Facebook Mobility: An Update

Ever since the Facebook IPO (and for some time before it as well), critics, skeptics, and everyone with a financial stake has wondered how boy-genius Zuckerberg would lead his monolith of social media into the realm of profitability in the fastest emerging market of all: mobile. It’s no secret that Facebook’s financial success hinges on advertising, those pay-per-click blurbs to the right of the news feed offering everything from guitar lessons to shoe sales. The question has been – and Zuckerberg himself asked it in his SEC filing – how to make advertising successful in the mobile space, with much less screen real estate on which to show ads and a potentially higher user-dissatisfaction rate when those ads interfere with someone scrolling through their feed.

A couple of recent reports have both discouraging and encouraging news. EyeTrackShop used heat mapping technology to track mobile vs. web viewing habits and found that iPhone users notice ads 6 percent less and spent 14 percent less time looking at them. Not only that, mobile users recalled the ads 20 percent less than those who viewed ads on the web. By these measures, mobile ads just don’t perform as well.
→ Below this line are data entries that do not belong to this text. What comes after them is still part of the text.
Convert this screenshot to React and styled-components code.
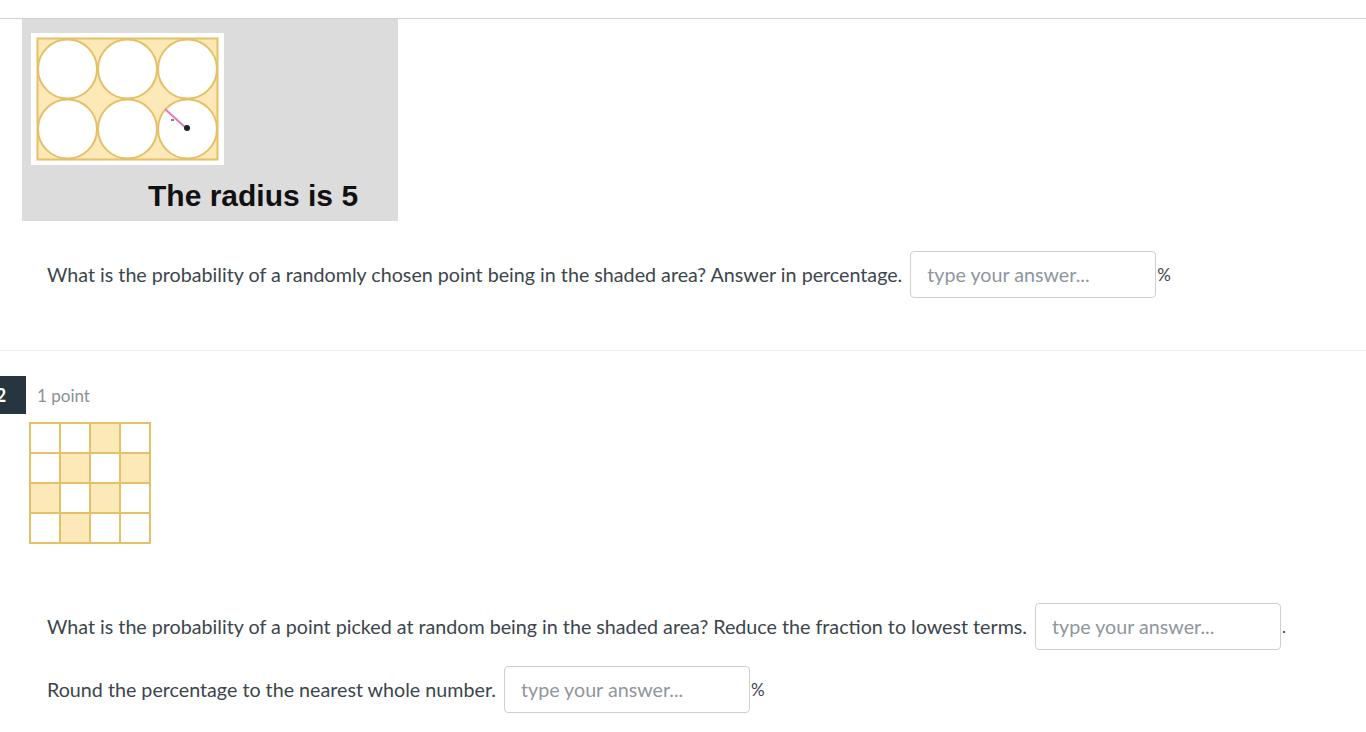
import React from 'react'
import styled, { createGlobalStyle } from 'styled-components'

const GlobalStyle = createGlobalStyle`
  body {
    margin: 0;
    background: #fff;
    font-family: Lato, "Open Sans", sans-serif;
    color: #3c454c;
    overflow: hidden;
  }
`

const Page = styled.div`
  padding-top: 18px;
`

const Question = styled.section`
  border-top: 1px solid ${props => (props.first ? '#d0d0d0' : '#efefef')};
  padding-bottom: ${props => props.bottom || 0}px;
`

const Figure = styled.div`
  margin-left: 22px;
  width: 376px;
  height: 202px;
  background: #dcdcdc;
  box-sizing: border-box;
  padding: 14px 0 0 9px;
`

const Picture = styled.div`
  width: 193px;
  height: 132px;
  background: #fff;
  display: flex;
  align-items: center;
  justify-content: center;
`

const Caption = styled.div`
  font-family: "Liberation Sans", Arial, sans-serif;
  font-weight: bold;
  font-size: 30px;
  color: #111;
  padding-left: 117px;
  margin-top: 14px;
`

const Row = styled.div`
  display: flex;
  align-items: center;
  padding-left: 47px;
  margin-top: ${props => props.top || 0}px;
  font-size: 19.7px;
  white-space: nowrap;
`

const Answer = styled.input`
  width: 246px;
  height: 47px;
  box-sizing: border-box;
  margin-left: 8px;
  margin-right: 1px;
  border: 1px solid #cfcfcf;
  border-radius: 4px;
  padding: 0 16px;
  font-family: Lato, sans-serif;
  font-size: 19.7px;
  color: #3c454c;
  &::placeholder {
    color: #8f969c;
  }
`

const Unit = styled.span`
  font-size: 17px;
`

const Header = styled.div`
  display: flex;
  align-items: center;
  margin-top: 25px;
  gap: 11px;
`

const Badge = styled.div`
  width: 50px;
  height: 38px;
  margin-left: -24px;
  background: #263540;
  color: #fff;
  font-weight: bold;
  font-size: 18px;
  display: flex;
  align-items: center;
  justify-content: center;
`

const Points = styled.span`
  color: #8a9196;
  font-size: 17px;
`

const GridPic = styled.svg`
  display: block;
  margin: 8px 0 0 29px;
`

const gold = '#e6c067'
const fill = '#fde8b8'

const Circles = () => (
  <svg width="183" height="124" viewBox="0 0 183 124">
    <rect x="1.5" y="1.5" width="180" height="121" fill={fill} stroke={gold} strokeWidth="2" />
    {[0, 1].map(r =>
      [0, 1, 2].map(c => (
        <circle
          key={r + '-' + c}
          cx={31.5 + c * 60}
          cy={32 + r * 60}
          r="29.5"
          fill="#fff"
          stroke={gold}
          strokeWidth="2"
        />
      ))
    )}
    <line x1="129" y1="72" x2="150" y2="91" stroke="#e07ab9" strokeWidth="2" />
    <line x1="135" y1="83" x2="138" y2="83" stroke="#333" strokeWidth="1.2" />
    <circle cx="151" cy="91" r="3" fill="#222" />
  </svg>
)

const shaded = [
  [0, 0, 1, 0],
  [0, 1, 0, 1],
  [1, 0, 1, 0],
  [0, 1, 0, 0],
]

const Grid = () => (
  <GridPic width="122" height="122" viewBox="0 0 122 122">
    {shaded.map((row, r) =>
      row.map((s, c) => (
        <rect
          key={r + '-' + c}
          x={1 + c * 30}
          y={1 + r * 30}
          width="30"
          height="30"
          fill={s ? fill : '#fff'}
          stroke={gold}
          strokeWidth="2"
        />
      ))
    )}
  </GridPic>
)

export default function App() {
  return (
    <Page>
      <GlobalStyle />
      <Question first bottom={52}>
        <Figure>
          <Picture>
            <Circles />
          </Picture>
          <Caption>The radius is 5</Caption>
        </Figure>
        <Row top={30}>
          What is the probability of a randomly chosen point being in the shaded area? Answer in percentage.
          <Answer placeholder="type your answer..." />
          <Unit>%</Unit>
        </Row>
      </Question>
      <Question>
        <Header>
          <Badge>2</Badge>
          <Points>1 point</Points>
        </Header>
        <Grid />
        <Row top={59}>
          What is the probability of a point picked at random being in the shaded area? Reduce the fraction to lowest terms.
          <Answer placeholder="type your answer..." />
          <Unit>.</Unit>
        </Row>
        <Row top={16}>
          Round the percentage to the nearest whole number.
          <Answer placeholder="type your answer..." />
          <Unit>%</Unit>
        </Row>
      </Question>
    </Page>
  )
}
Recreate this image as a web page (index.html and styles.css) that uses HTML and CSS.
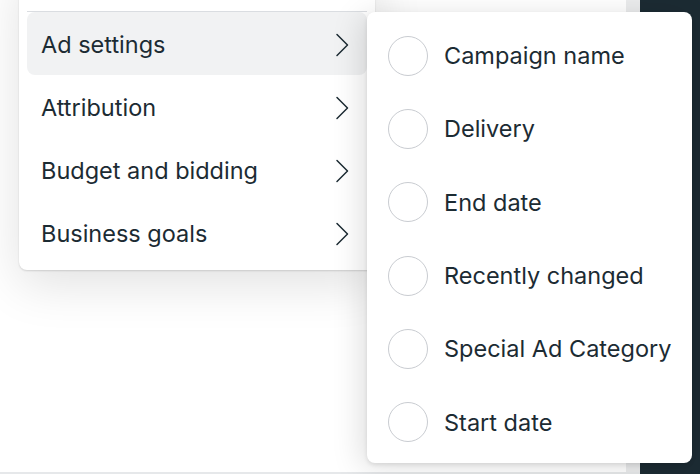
FILE: index.html
```html
<!DOCTYPE html>
<html lang="en">
<head>
<meta charset="UTF-8">
<title>Columns menu</title>
<meta name="viewport" content="width=device-width,initial-scale=1">
<link rel="stylesheet" href="styles.css">
</head>
<body>

<div class="screen">
  <!-- page behind the menus -->
  <div class="surface">
    <div class="surface-body"></div>
    <div class="scroll-track"></div>
  </div>
  <div class="dark-rail"></div>

  <!-- category menu -->
  <div class="menu">
    <div class="menu-cut"></div>
    <div class="menu-sep"></div>
    <div class="menu-row active">
      <span>Ad settings</span>
      <svg class="chev" viewBox="0 0 14 24" width="14" height="24"><path d="M2 1.5 L12.5 12 L2 22.5"/></svg>
    </div>
    <div class="menu-row">
      <span>Attribution</span>
      <svg class="chev" viewBox="0 0 14 24" width="14" height="24"><path d="M2 1.5 L12.5 12 L2 22.5"/></svg>
    </div>
    <div class="menu-row">
      <span>Budget and bidding</span>
      <svg class="chev" viewBox="0 0 14 24" width="14" height="24"><path d="M2 1.5 L12.5 12 L2 22.5"/></svg>
    </div>
    <div class="menu-row">
      <span>Business goals</span>
      <svg class="chev" viewBox="0 0 14 24" width="14" height="24"><path d="M2 1.5 L12.5 12 L2 22.5"/></svg>
    </div>
  </div>

  <!-- submenu with radio options -->
  <div class="submenu">
    <label class="opt"><span class="radio"></span>Campaign name</label>
    <label class="opt"><span class="radio"></span>Delivery</label>
    <label class="opt"><span class="radio"></span>End date</label>
    <label class="opt"><span class="radio"></span>Recently changed</label>
    <label class="opt"><span class="radio"></span>Special Ad Category</label>
    <label class="opt"><span class="radio"></span>Start date</label>
  </div>
</div>

</body>
</html>
```

FILE: styles.css
```css
:root{
  --text:#1c2b33;
  --line:#dadde1;
  --hover:#f1f2f3;
  --dark:#1c2b33;
  --radius:8px;
}
html,body{margin:0; padding:0;}
body{
  font-family:Inter, "Noto Sans", sans-serif;
  color:var(--text);
  background:#fff;
}
.screen{
  position:relative;
  width:700px; height:474px;
  overflow:hidden;
  display:flex;
}
.surface{
  flex:1;
  display:flex;
  background:#fff;
  border-bottom:2px solid #e6e8ea;
  height:472px;
}
.surface-body{flex:1;}
.scroll-track{width:14px; background:#ebeced;}
.dark-rail{width:60px; background:var(--dark);}

/* left menu */
.menu{
  position:absolute;
  left:19px; top:-32px;
  width:356px;
  padding:0 8px 6px;
  box-sizing:border-box;
  background:#fff;
  border-radius:var(--radius);
  box-shadow:0 1px 2px rgba(0,0,0,.14), 0 14px 50px rgba(0,0,0,.12);
}
.menu-cut{height:43px;}
.menu-sep{height:1px; background:var(--line);}
.menu-row{
  height:63px;
  box-sizing:border-box;
  padding:2px 18px 0 14px;
  display:flex; align-items:center; justify-content:space-between;
  border-radius:var(--radius);
  font-size:23.5px;
}
.menu-row.active{background:var(--hover);}
.chev{fill:none; stroke:var(--text); stroke-width:1.5; stroke-linecap:round; stroke-linejoin:round;}

/* submenu */
.submenu{
  position:absolute;
  left:367px; top:12px;
  width:325px; height:451px;
  padding:7px 0 4px;
  box-sizing:border-box;
  background:#fff;
  border-radius:var(--radius);
  box-shadow:0 2px 4px rgba(0,0,0,.1), -6px 4px 30px rgba(0,0,0,.13);
  display:flex; flex-direction:column;
}
.opt{
  flex:1;
  display:flex; align-items:center;
  gap:16px;
  padding-left:21px;
  font-size:23.5px;
}
.radio{
  width:40px; height:40px;
  box-sizing:border-box;
  border:1.5px solid #c9ccd1;
  border-radius:50%;
}
```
But that’s only part of the story. AdParlor, a company that specializes in large-scale Facebook advertising for some rather well-known clients (Audi, LG, and Groupon, to name a few), released its own data with a more positive spin. It seems that mobile users are 15 times more likely to click an ad than web users and the click-through-rate for mobile ads is considerably higher: 1.32% vs. 0.086% on the desktop. Now those numbers are significant.

On balance, there is reason to be optimistic. If the data are correct, the increase click-through-rate should more than outweigh the drop in visibility for mobile ads. And it’s worth noting that Facebook is still new at mobile advertising. With some more study and a few tweaks, Zuckerberg and Co. could turn many of those skeptics and critics around.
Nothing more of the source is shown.